Impacts quantifiés et transformations sociales
Les résultats de la première promotion, évalués par l'Observatoire Économique du Nord, dépassent les attentes :

  • 92% d'insertion professionnelle, avec des revenus moyens atteignant 6 800 DH/mois pour les diplômés ayant créé leur activité – trois fois le salaire minimum agricole local.

  • Une réduction de 83% de l'impact environnemental par rapport à la production textile conventionnelle, calculée via l'analyse du cycle de vie menée par l'Université Abdelmalek Essaâdi.

  • Un effet d'entraînement sur 47 familles d'agriculteurs fournissant les plantes tinctoriales, dont les revenus ont augmenté de 35%.
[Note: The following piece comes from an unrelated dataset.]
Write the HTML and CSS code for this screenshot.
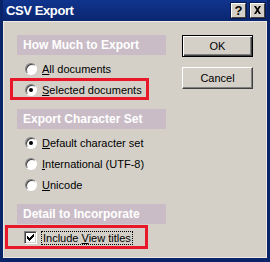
FILE: index.html
```html
<!DOCTYPE html>
<html>
  <head>
    <meta charset="UTF-8">
    <title>CSV Export</title>
    <link rel="stylesheet" href="styles.css">
  </head>
  <body>
    <div class="window">
      <div class="titlebar">
        <span class="title">CSV Export</span>
        <span class="caption-btns">
          <span class="cap-btn">?</span>
          <span class="cap-btn">
            <svg width="9" height="8" viewBox="0 0 9 8">
              <path d="M1 0h2l1.5 2.5L6 0h2L5.5 4 8 8H6L4.5 5.5 3 8H1l2.5-4z" fill="#000"/>
            </svg>
          </span>
        </span>
      </div>

      <div class="client">
        <div class="options">
          <section class="group">
            <div class="group-head">How Much to Export</div>
            <div class="row"><span class="radio"></span><span><u>A</u>ll documents</span></div>
            <div class="row"><span class="radio checked"></span><span><u>S</u>elected documents</span></div>
          </section>

          <section class="group">
            <div class="group-head">Export Character Set</div>
            <div class="row"><span class="radio checked"></span><span><u>D</u>efault character set</span></div>
            <div class="row"><span class="radio"></span><span><u>I</u>nternational (UTF-8)</span></div>
            <div class="row"><span class="radio"></span><span><u>U</u>nicode</span></div>
          </section>

          <section class="group">
            <div class="group-head">Detail to Incorporate</div>
            <div class="row">
              <span class="checkbox">
                <svg width="7" height="7" viewBox="0 0 7 7">
                  <path d="M0 2h1v1h1v1h1V3h1V2h1V1h1V0h1v3H6v1H5v1H4v1H3v1H2V6H1V5H0z" fill="#000"/>
                </svg>
              </span>
              <span class="focus">Include <u>V</u>iew titles</span>
            </div>
          </section>
        </div>

        <div class="actions">
          <button class="btn default">OK</button>
          <button class="btn">Cancel</button>
        </div>

        <!-- annotation boxes drawn over the dialog -->
        <span class="mark mark-selected"></span>
        <span class="mark mark-titles"></span>
      </div>
    </div>
  </body>
</html>
```

FILE: styles.css
```css
html * {
  box-sizing: border-box;
}

body {
  margin: 0;
  background: #0a246a;
  font-family: "Liberation Sans", Arial, sans-serif;
  font-size: 11px;
  color: #000;
}

.window {
  width: 270px;
  height: 262px;
  padding: 0 3px 4px 3px;
  display: flex;
  flex-direction: column;
  background: #0a246a;
}

.titlebar {
  height: 21px;
  display: flex;
  align-items: center;
  justify-content: space-between;
  padding: 0 2px 1px 3px;
  background: linear-gradient(#10348e, #0a2670);
}

.title {
  color: #fff;
  font-weight: bold;
  font-size: 13px;
  letter-spacing: -0.4px;
}

.caption-btns {
  display: flex;
  gap: 4px;
}

.cap-btn {
  width: 15px;
  height: 15px;
  display: flex;
  align-items: center;
  justify-content: center;
  background: #d4d0c8;
  border: 1px solid;
  border-color: #fff #404040 #404040 #fff;
  box-shadow: 0 0 0 1px #061a4e;
  font-weight: bold;
  font-size: 13px;
  line-height: 1;
}

.client {
  position: relative;
  flex: 1;
  display: flex;
  gap: 16px;
  padding: 13px 0 0 13px;
  background: #d4d0c8;
  border: 1px solid #ece9e2;
}

.options {
  width: 149px;
  display: flex;
  flex-direction: column;
  gap: 9px;
}

.group-head {
  height: 20px;
  line-height: 20px;
  padding-left: 6px;
  margin-bottom: 3px;
  background: #c9bcc6;
  color: #fff;
  font-weight: bold;
  font-size: 12px;
}

.row {
  height: 21px;
  display: flex;
  align-items: center;
  padding-left: 8px;
  gap: 5px;
}

.radio {
  width: 12px;
  height: 12px;
  flex: none;
  border-radius: 50%;
  background: #fff;
  border: 1px solid;
  border-color: #808080 #fff #fff #808080;
  box-shadow: inset 1px 1px 0 #404040;
  display: flex;
  align-items: center;
  justify-content: center;
}

.radio.checked::after {
  content: "";
  width: 4px;
  height: 4px;
  border-radius: 50%;
  background: #000;
}

.checkbox {
  width: 13px;
  height: 13px;
  flex: none;
  margin-left: -1px;
  background: #fff;
  border: 1px solid;
  border-color: #808080 #fff #fff #808080;
  box-shadow: inset 1px 1px 0 #404040, inset -1px -1px 0 #d4d0c8;
  display: flex;
  align-items: center;
  justify-content: center;
}

.focus {
  padding: 0 1px;
  outline: 1px dotted #000;
  line-height: 12px;
}

.actions {
  display: flex;
  flex-direction: column;
  gap: 10px;
}

.btn {
  width: 71px;
  height: 22px;
  padding: 0;
  font-family: inherit;
  font-size: 11px;
  color: #000;
  background: #d4d0c8;
  border: 1px solid;
  border-color: #fff #404040 #404040 #fff;
  box-shadow: inset -1px -1px 0 #808080;
}

.btn.default {
  border: 1px solid #000;
  box-shadow: inset 1px 1px 0 #fff, inset -1px -1px 0 #404040, inset -2px -2px 0 #808080;
}

.mark {
  position: absolute;
  border: 3px solid #e8182a;
}

.mark-selected {
  left: 6px;
  top: 56px;
  width: 139px;
  height: 22px;
}

.mark-titles {
  left: 1px;
  top: 203px;
  width: 143px;
  height: 24px;
}
```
L'innovation comme pont entre les générations
L'aspect le plus remarquable du projet réside dans son système de "banque de motifs" numérique : les motifs traditionnels documentés par scanner 3D sont sauvegardés dans une blockchain culturelle, tout en restant la propriété collective des tribus d'origine. "Ce dispositif empêche l'appropriation culturelle tout en permettant une création contemporaine", explique le Pr. Amrani, anthropologue à l'IRCAM.

Défis et perspectives
Si le modèle fait des émules – une réplique est prévue dans l'Atlas avec les tapis Beni Ourain – trois obstacles persistent :

  1. L'accès difficile aux financements pour l'achat de matières premières bio

  2. La concurrence déloyale des imitations industrielles

  3. La nécessité d'une certification "Textile Éthique" reconnue internationalement

Témoignage d'une renaissance
"Mes grands-mères pleuraient en voyant nos nouvelles étoffes : mêmes couleurs qu'avant, mais sans détruire la terre", raconte Fatima, 24 ans, dont la collection a été repérée par un créateur parisien. Son histoire illustre comment l'écologie peut devenir le meilleur allié de la tradition.